Anthony Latina needed a morale boost, a pick-me-up, anything, really, considering the position his team was in halfway through this season.
It was early January and Fairleigh Dickinson and Wagner had just blown out Latina’s squad in back-to-back games at home. The lopsided defeats sunk Sacred Heart’s record to an unexpected 2-13 overall and 1-3 within the Northeast Conference. After a promising sophomore season that saw his Pioneers improve by 10 wins, things weren’t looking up for the third year head coach.
And that’s when a phone call with his former boss helped.
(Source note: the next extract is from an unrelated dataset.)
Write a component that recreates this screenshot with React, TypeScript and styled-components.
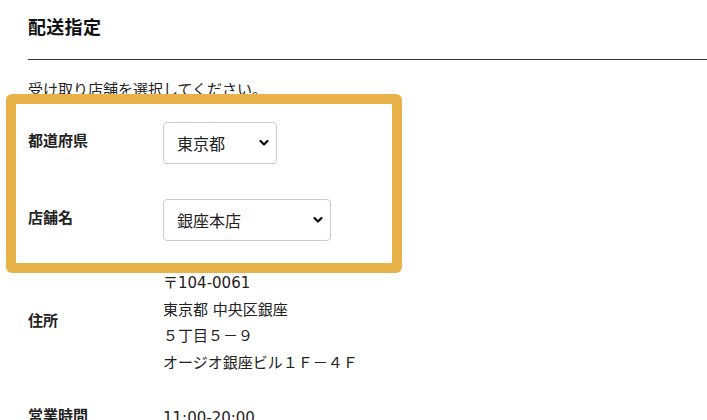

Each season before the annual Sacred Heart/Central Connecticut showdown at Detrick Gymnasium, Blue Devils coach Howie Dickenman will reach out to Latina, his former assistant, to ask if he needs extra tickets for family and friends at the game. The phone call usually encompasses a hello, a brief discussion about tickets and then a cordial good-bye. Nothing more, nothing less. This year, however, the call took on a different meaning.
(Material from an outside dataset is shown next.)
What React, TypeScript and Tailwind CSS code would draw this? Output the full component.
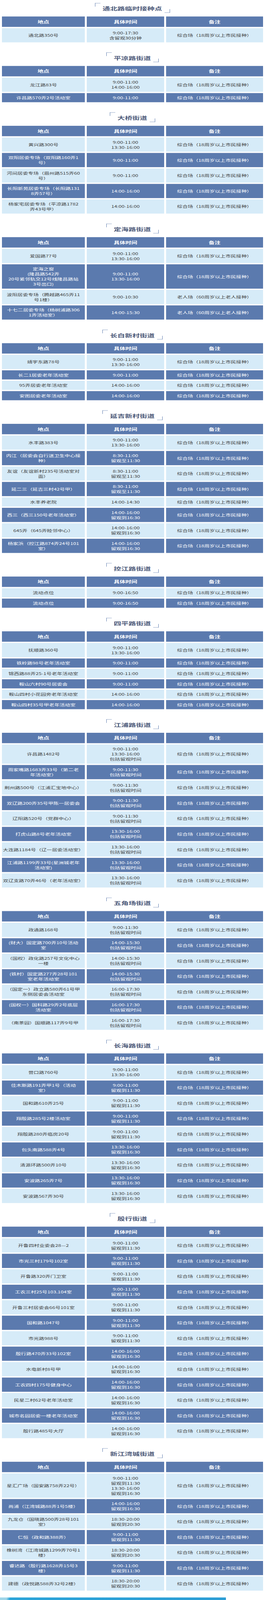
const GENERAL = "综合场（18周岁以上市民接种）";
const ELDER = "老人场（60周岁以上老人接种）";

type Row = { place: string[]; time: string[]; note?: string };
type Section = { title: string; rows: Row[] };

const AM = ["9:00-11:00", "13:30-16:00"];
const AM_OBS = ["9:00-11:00", "留观到11:30"];
const PM_OBS = ["14:00-16:00", "留观到16:30"];
const LATE_OBS = ["13:30-16:00", "留观到16:30"];
const EVE_OBS = ["18:30-20:00", "留观到20:30"];
const KEEP = "包括留观时间";

// row height by the number of text lines (8px padding + 20px per line)
const ROW_H: Record<number, string> = {
  1: "h-[36px]",
  2: "h-[56px]",
  3: "h-[76px]",
  4: "h-[96px]",
};

const sections: Section[] = [
  {
    title: "通北路临时接种点",
    rows: [{ place: ["通北路350号"], time: ["9:00-17:30", "含留观30分钟"] }],
  },
  {
    title: "平凉路街道",
    rows: [
      { place: ["龙江路83号"], time: ["9:00-11:00", "14:00-16:00"] },
      { place: ["许昌路570弄2号活动室"], time: ["9:00-11:00"] },
    ],
  },
  {
    title: "大桥街道",
    rows: [
      { place: ["黄兴路300号"], time: ["9:00-11:00", "13:30-16:00"] },
      { place: ["双阳居委专场（双阳路160弄1", "号）"], time: ["9:00-11:00"] },
      { place: ["河间居委专场（眉州路515弄60", "号）"], time: ["9:00-11:00"] },
      { place: ["长阳新苑居委专场（长阳路131", "8弄57号）"], time: ["14:00-16:00"] },
      { place: ["杨家宅居委专场（平凉路1782", "弄43号甲）"], time: ["14:00-16:00"] },
    ],
  },
  {
    title: "定海路街道",
    rows: [
      { place: ["爱国路77号"], time: AM },
      {
        place: ["定海之窗", "(隆昌路542弄", "20号紧邻轨交12号线隆昌路站", "3号出口)"],
        time: AM,
      },
      { place: ["波阳居委专场（腾越路465弄11", "号1楼）"], time: ["9:00-10:30"], note: ELDER },
      { place: ["十七二居委专场（杨树浦路306", "1弄活动室）"], time: ["14:00-15:30"], note: ELDER },
    ],
  },
  {
    title: "长白新村街道",
    rows: [
      { place: ["靖宇东路78号"], time: AM },
      { place: ["长二1居委老年活动室"], time: ["9:00-11:00"] },
      { place: ["95弄居委老年活动室"], time: ["14:00-16:00"] },
      { place: ["安图居委老年活动室"], time: ["14:00-16:00"] },
    ],
  },
  {
    title: "延吉新村街道",
    rows: [
      { place: ["水丰路383号"], time: AM },
      { place: ["内江（居委会自行送卫生中心接", "种）"], time: ["8:30-11:00", "留观至11:30"] },
      { place: ["友谊（友谊新村235号活动室对", "面）"], time: ["8:30-11:00", "留观至11:30"] },
      { place: ["延二三（延吉三村42号甲）"], time: ["8:30-11:00", "留观至11:30"] },
      { place: ["水丰养老院"], time: ["14:00-14:30"] },
      { place: ["西三（西三150号老年活动室）"], time: PM_OBS },
      { place: ["645弄（645弄睦邻中心）"], time: PM_OBS },
      { place: ["杨家浜（控江路874弄24号101", "室）"], time: PM_OBS },
    ],
  },
  {
    title: "控江路街道",
    rows: [
      { place: ["流动点位"], time: ["9:00-16:50"] },
      { place: ["流动点位"], time: ["9:00-16:50"] },
    ],
  },
  {
    title: "四平路街道",
    rows: [
      { place: ["抚顺路360号"], time: AM },
      { place: ["铁岭路98号老年活动室"], time: ["9:00-11:00"] },
      { place: ["锦西路88弄25-1号老年活动室"], time: ["9:00-11:00"] },
      { place: ["鞍山六村90号居委会"], time: ["9:00-11:00"] },
      { place: ["鞍山四村小花园旁老年活动室"], time: ["14:00-16:00"] },
      { place: ["鞍山四村35号甲老年活动室"], time: ["14:00-16:00"] },
    ],
  },
  {
    title: "江浦路街道",
    rows: [
      { place: ["许昌路1482号"], time: ["9:00-11:00", "13:30-16:00", KEEP] },
      { place: ["周家嘴路1683弄33号（第二老", "年活动室）"], time: ["9:00-11:30", KEEP] },
      { place: ["荆州路500号（江浦汇宝地中心）"], time: ["9:00-11:30", KEEP] },
      { place: ["双辽路200弄35号甲陈一居委会"], time: ["9:00-11:30", KEEP] },
      { place: ["辽阳路520号（党群中心）"], time: ["9:00-11:30", KEEP] },
      { place: ["打虎山路8号老年活动室"], time: ["13:30-16:00", KEEP] },
      { place: ["大连路1184号（辽一居委活动室）"], time: ["13:30-16:00", KEEP] },
      { place: ["江浦路1199弄33号(星洲城老年", "活动室)"], time: ["13:30-16:00", KEEP] },
      { place: ["双辽支路70弄46号（老年活动室）"], time: ["13:30-16:00", KEEP] },
    ],
  },
  {
    title: "五角场街道",
    rows: [
      { place: ["政通路168号"], time: ["9:00-11:30", KEEP] },
      { place: ["(财大）国定路700弄10号活动", "室"], time: ["14:00-15:30", KEEP] },
      { place: ["（国权）政化路257号文化中心", "一楼"], time: ["14:00-15:30", KEEP] },
      { place: ["(铁村）国定路277弄28号101", "室老年活动室"], time: ["14:00-15:30", KEEP] },
      { place: ["（国定一）政立路580弄61号甲", "东侧居委会活动室"], time: ["16:00-17:30", KEEP] },
      { place: ["(国权一）国科路29弄2号底层", "活动室"], time: ["16:00-17:30", KEEP] },
      { place: ["（南茶园）国顺路117弄9号甲"], time: ["16:00-17:30", KEEP] },
    ],
  },
  {
    title: "长海路街道",
    rows: [
      { place: ["营口路760号"], time: AM },
      { place: ["佳木斯路191弄甲1号（活动", "室）"], time: AM_OBS },
      { place: ["国和路610弄25号"], time: AM_OBS },
      { place: ["翔殷路285号2楼活动室"], time: AM_OBS },
      { place: ["翔殷路280弄临房20号"], time: AM_OBS },
      { place: ["包头南路588弄4号"], time: LATE_OBS },
      { place: ["清源环路500弄10号"], time: LATE_OBS },
      { place: ["安波路265弄7号"], time: LATE_OBS },
      { place: ["安波路567弄30号"], time: LATE_OBS },
    ],
  },
  {
    title: "殷行街道",
    rows: [
      { place: ["开鲁四村业委会28—2"], time: AM_OBS },
      { place: ["市光三村179号102室"], time: AM_OBS },
      { place: ["开鲁路320弄门卫室"], time: AM_OBS },
      { place: ["工农三村25号103.104室"], time: AM_OBS },
      { place: ["开鲁三村居委会66号101室"], time: AM_OBS },
      { place: ["国和路1047号"], time: AM_OBS },
      { place: ["市光路988号"], time: AM_OBS },
      { place: ["殷行路470弄33号102室"], time: PM_OBS },
      { place: ["水电新村8号甲"], time: PM_OBS },
      { place: ["工农四村175号健身中心"], time: PM_OBS },
      { place: ["民星二村62号老年活动室"], time: PM_OBS },
      { place: ["城市名园居委一楼老年活动室"], time: PM_OBS },
      { place: ["殷行路485号大厅"], time: PM_OBS },
    ],
  },
  {
    title: "新江湾城街道",
    rows: [
      {
        place: ["星汇广场（国安路758弄22号）"],
        time: ["9:00-11:00", "留观到11:30", "13:30-16:00", "留观到16:30"],
      },
      { place: ["尚浦（江湾城路88弄1号5楼）"], time: PM_OBS },
      { place: ["九龙仓（国晓路500弄28号101", "室）"], time: EVE_OBS },
      { place: ["仁恒（政和路388弄）"], time: AM_OBS },
      { place: ["橡树湾（江湾城路1299弄70号1", "楼）"], time: EVE_OBS },
      { place: ["睿达路（殷行路1628弄15号3", "楼）"], time: AM_OBS },
      { place: ["建德（政悦路588弄32号2楼）"], time: EVE_OBS },
    ],
  },
];

function SectionTitle({ text }: { text: string }) {
  return (
    <div className="mb-[15px] flex justify-center">
      <div className="relative h-[38px] pl-[19px] pr-[20px] pt-[9px]">
        <span className="absolute left-0 top-0 h-[14px] w-[14px] border-l border-t border-[#5a78ab]" />
        <h2 className="text-[19px] font-bold leading-[26px] text-[#4b5878]">{text}</h2>
        <span className="absolute bottom-0 right-0 h-[14px] w-[14px] border-b border-r border-[#5a78ab]" />
      </div>
    </div>
  );
}

function HeadCell({ label }: { label: string }) {
  return (
    <div className="flex h-[41px] items-center justify-center bg-[#5b7aae] text-[15px] font-bold leading-[20px] text-white">
      {label}
    </div>
  );
}

function Cell({ lines, dark, height }: { lines: string[]; dark: boolean; height: string }) {
  const tone = dark ? "bg-[#5b7aae] text-white" : "bg-[#d6ebf8] text-[#3e3e3e]";
  return (
    <div
      className={`flex flex-col items-center justify-center px-[2px] text-center text-[13.6px] leading-[20px] ${tone} ${height}`}
    >
      {lines.map((line, i) => (
        <span key={i} className="block h-[20px] whitespace-nowrap">
          {line}
        </span>
      ))}
    </div>
  );
}

function ScheduleTable({ rows }: { rows: Row[] }) {
  return (
    <div className="mx-[5px] grid grid-cols-[212px_198px_248px] gap-[5px]">
      <HeadCell label="地点" />
      <HeadCell label="具体时间" />
      <HeadCell label="备注" />
      {rows.map((row, i) => {
        const dark = i % 2 === 1;
        const height = ROW_H[Math.max(row.place.length, row.time.length)];
        return [
          <Cell key={`p${i}`} lines={row.place} dark={dark} height={height} />,
          <Cell key={`t${i}`} lines={row.time} dark={dark} height={height} />,
          <Cell key={`n${i}`} lines={[row.note ?? GENERAL]} dark={dark} height={height} />,
        ];
      })}
    </div>
  );
}

export default function App() {
  return (
    <div className="h-[4096px] w-[678px] overflow-hidden bg-white">
      <div className="h-[6308px] w-[678px] origin-top bg-white pt-[12px] font-['Noto_Sans_CJK_SC','Noto_Sans',sans-serif] [transform:scaleY(0.649334)]">
        <div className="flex flex-col gap-10">
          {sections.map((s) => (
            <section key={s.title}>
              <SectionTitle text={s.title} />
              <ScheduleTable rows={s.rows} />
            </section>
          ))}
        </div>
        {/* top edge of the footer picture */}
        <div className="mt-[27px] h-[10px] w-[578px] bg-[linear-gradient(100deg,#9fd5e8_0%,#9fd5e8_3%,#2aa3d8_4.5%,#2b9dd5_100%)]" />
      </div>
    </div>
  );
}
“So this year he calls and we were struggling, as were they at that time,” Latina said, recalling their conversation from six weeks ago. “He asked me ‘Ant, how you doing’ and I felt I could be honest with him. Now he’s going through his difficult season and he’s obviously wrestling with the whole retirement thing, [yet] he lifted me up and counseled me for 20 minutes because I was really struggling with our team.”

Because of moments like these, it’s literally impossible to hear anyone inside the NEC utter a negative word about Dickenman. Once again, the elder statesman of the league was doing his best to prop up and mentor a coaching adversary.
“Here’s a guy who most coaches would say ‘hey screw off, I have my own problems,’ but that’s just the type of person he is,” Latina said of Dickenman. “It was him telling me ‘you’re doing fine, hang in there this, hang in there that.’ He knows the role he has in my life and that’s a special person and we’re playing them the next day!”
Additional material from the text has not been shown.